Der Oberste Gerichtshof gab dem Rekurs der Antragstellerin Folge und trug dem Rekursgericht die neuerliche Entscheidung auf.
Rechtliche Beurteilung
Aus der Begründung:
Nach § 12 (3) MietG. kann der Mieter, wenn er den von ihm begehrten Mietzins (Zuschlag) für höher hält, als nach den §§ 2 bis 5, 7 und 11 zulässig ist, und keine rechtsgültige Vereinbarung (§ 7 (1), §§ 16 und 16a) vorliegt, die Entscheidung des Gerichtes beantragen, die nach § 24 (1) Z. 1 MietG. im Außerstreitverfahren zu treffen ist. Damit wurde klar zum Ausdruck gebracht, daß die Überprüfung des Zinses auch dann begehrt werden kann, wenn er vereinbart wurde, weil nach der zwingenden Vorschrift des Gesetzes ein höherer als der nach §§ 2 bis 5, 7 und 11 zulässige Zins nicht vereinbart werden darf, es wäre denn, es läge eine rechtsgültige Vereinbarung nach §§ 7 (1), 16 und 16a MietG. vor.
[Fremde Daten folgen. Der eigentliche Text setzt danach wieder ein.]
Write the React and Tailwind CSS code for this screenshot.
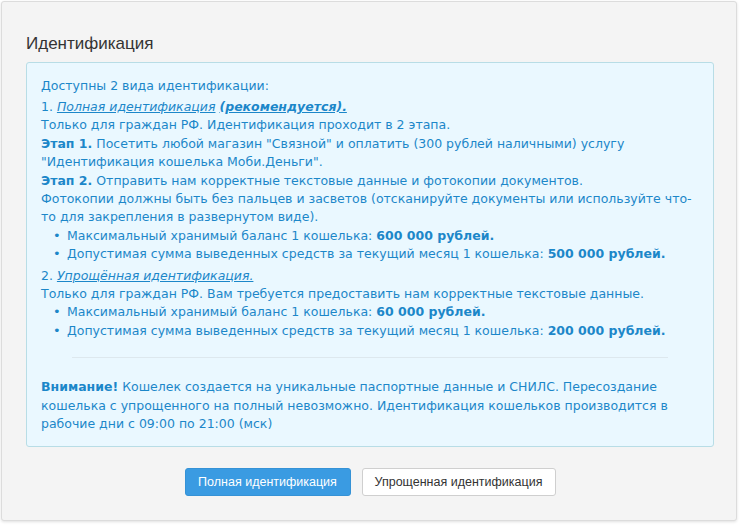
import React from 'react';

const verdana = { fontFamily: '"DejaVu Sans", Verdana, sans-serif' };

function Bullet({ children }) {
  return (
    <li className="flex items-start pl-[12px]">
      <span className="w-[14px] shrink-0 text-[13px] leading-[18.4px]">•</span>
      <span>{children}</span>
    </li>
  );
}

export default function App() {
  return (
    <div className="w-[741px] h-[525px] bg-white p-[1px] pr-[4px] pb-[4px]">
      <div className="h-full bg-[#f4f4f4] border border-[#dcdcdc] rounded-[3px] shadow-[0_1px_3px_rgba(0,0,0,0.12)] pl-[24px] pr-[22px] pt-[30px]">
        <h2 className="text-[17px] leading-[24px] text-[#333] font-['Liberation_Sans',Arial,sans-serif] mb-[6px]">
          Идентификация
        </h2>

        {/* инфо-блок */}
        <div
          className="bg-[#eaf8ff] border border-[#b8dde6] rounded-[3px] px-[14px] pt-[14px] pb-[13px] text-[12.5px] leading-[18.4px] text-[#1c87c9]"
          style={verdana}
        >
          <p className="mb-[2.5px]">Доступны 2 вида идентификации:</p>
          <p>
            1. <a className="italic underline">Полная идентификация</a>{' '}
            <b className="italic underline">(рекомендуется).</b>
          </p>
          <p>Только для граждан РФ. Идентификация проходит в 2 этапа.</p>
          <p>
            <b>Этап 1.</b> Посетить любой магазин "Связной" и оплатить (300 рублей наличными) услугу
            "Идентификация кошелька Моби.Деньги".
          </p>
          <p>
            <b>Этап 2.</b> Отправить нам корректные текстовые данные и фотокопии документов.
          </p>
          <p>
            Фотокопии должны быть без пальцев и засветов (отсканируйте документы или используйте что-то
            для закрепления в развернутом виде).
          </p>
          <ul>
            <Bullet>
              Максимальный хранимый баланс 1 кошелька: <b>600 000 рублей.</b>
            </Bullet>
            <Bullet>
              Допустимая сумма выведенных средств за текущий месяц 1 кошелька: <b>500 000 рублей.</b>
            </Bullet>
          </ul>
          <p className="mt-[3px]">
            2. <a className="italic underline">Упрощённая идентификация.</a>
          </p>
          <p>Только для граждан РФ. Вам требуется предоставить нам корректные текстовые данные.</p>
          <ul>
            <Bullet>
              Максимальный хранимый баланс 1 кошелька: <b>60 000 рублей.</b>
            </Bullet>
            <Bullet>
              Допустимая сумма выведенных средств за текущий месяц 1 кошелька: <b>200 000 рублей.</b>
            </Bullet>
          </ul>

          <div className="mx-[31px] mt-[17px] mb-[20px] border-t border-[#dde8ee]" />

          <p>
            <b>Внимание!</b> Кошелек создается на уникальные паспортные данные и СНИЛС. Пересоздание
            кошелька с упрощенного на полный невозможно. Идентификация кошельков производится в
            рабочие дни с 09:00 по 21:00 (мск)
          </p>
        </div>

        {/* кнопки */}
        <div className="flex justify-center gap-[11px] mt-[21px] font-['Liberation_Sans',Arial,sans-serif] text-[12.5px]">
          <button className="w-[166px] h-[28px] rounded-[3px] bg-[#3a9be2] border border-[#3592d6] text-white">
            Полная идентификация
          </button>
          <button className="w-[194px] h-[28px] rounded-[3px] bg-white border border-[#cfcfcf] text-[#333]">
            Упрощенная идентификация
          </button>
        </div>
      </div>
    </div>
  );
}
Daraus folgt aber, daß der Außerstreitrichter die Frage der Rechtsgültigkeit der über den eingehobenen Zins geschlossenen Vereinbarung als Vorfrage zu prüfen hat. Der Oberste Gerichtshof kann sich daher der Ansicht des Rekursgerichtes nicht anschließen, daß zur Entscheidung über den gegenständlichen Antrag der Außerstreitrichter nicht zuständig ist.
Es mußte daher der angefochtene Beschluß aufgehoben und dem Rekursgericht die sachliche Entscheidung aufgetragen werden. Gelangt dieses zu dem Ergebnis, daß eine rechtsgültige Vereinbarung vorliegt, dann wird der Antrag der Antragstellerin abzuweisen sein, weil der begehrte Mietzins gesetzlich zulässig ist. Ist jedoch eine Vereinbarung, daß neben dem Neuvermietungszuschlag von monatlich 47.73 S nach § 3 Punkt 1 des Mietvertrages ein Zuschlag von 20 g nach § 3 Punkt 4 des Mietvertrages bezahlt werden soll, nicht getroffen worden oder ist diese Vereinbarung nicht rechtswirksam, weil der Neuvermietungszuschlag nach § 16 (1) MietG. nicht doppelt vereinbart werden kann und die Voraussetzungen für eine rechtsgültige Vereinbarung nach § 16 (2) MietG. nicht vorliegen, dann wird das Rekursgericht den erstgerichtlichen Beschluß zu bestätigen haben, da die Antragsgegner durch ihr im Schreiben vom 16. Februar 1961 gestelltes Begehren auf Zahlung von 3863.88 S das gesetzlich zulässige Zinsausmaß überschritten haben.